Untuk menjaga kegiatan ekspor impor secara berkala maka diperlukanlah suatu
aturan yang tidak memberatkan kedua belah pihak. Dalam hal ini, hukum ekonomi
internasional mempunyai peranan penting. Perkembangan hukum dalam ekonomi
mengalami tingkat kemajuan serta peranannya sekarang semakin diperhatikan
seiring dengan arus globalisasi ekonomi yang cepat.
Disamping itu,
kemajuan daripada teknologi dan komunikasi memberikan efek terhadap aktifitas
ekonomi yang tidak terbatas lagi oleh batas-batas negara.[1]

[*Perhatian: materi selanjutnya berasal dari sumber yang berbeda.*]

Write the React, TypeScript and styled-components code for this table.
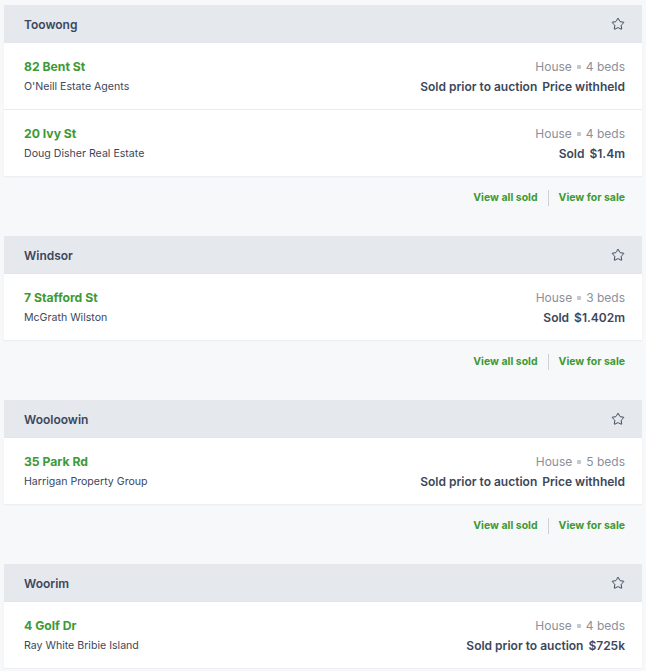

Sehingga kawasan/ regional seperti ASEAN (Association
of Southeast Asian Nations) makin mengurangi ikatan batas-batas negara. Hal
ini bukan berarti mengurangi kedaulatan suatu negara. Karena pada dasarnya,
setiap negara mempunyai kedaulatannya masing-masing dalam menentukan kebijakan
ekonomi, politik, hukum dan sebagainya. Namun perkembangan dewasa ini mengalami
pergesaran dimana kedaulatan suatu negara menjadi berkurang pengertiannya
manakala kedaulatan negara lain terganggu olehnya.
Terkhusus yang
dibahas dalam makalah ini adalah mengenai kegiatan ekonomi yang spesifiknya
mengenai kegiatan perdagangan barang dan jasa. Adapun organisasi ekonomi
internasional yang mengatur tentang perdagangan barang dan jasa internasional
adalah World Trade Organization
(WTO).
World Trade
Organization atau WTO adalah organisasi perdagangan dunia yang dihasilkan dari
Putaran Uruguay General Agreement on Tariffs and Trade atau GATT (1986 – 1994).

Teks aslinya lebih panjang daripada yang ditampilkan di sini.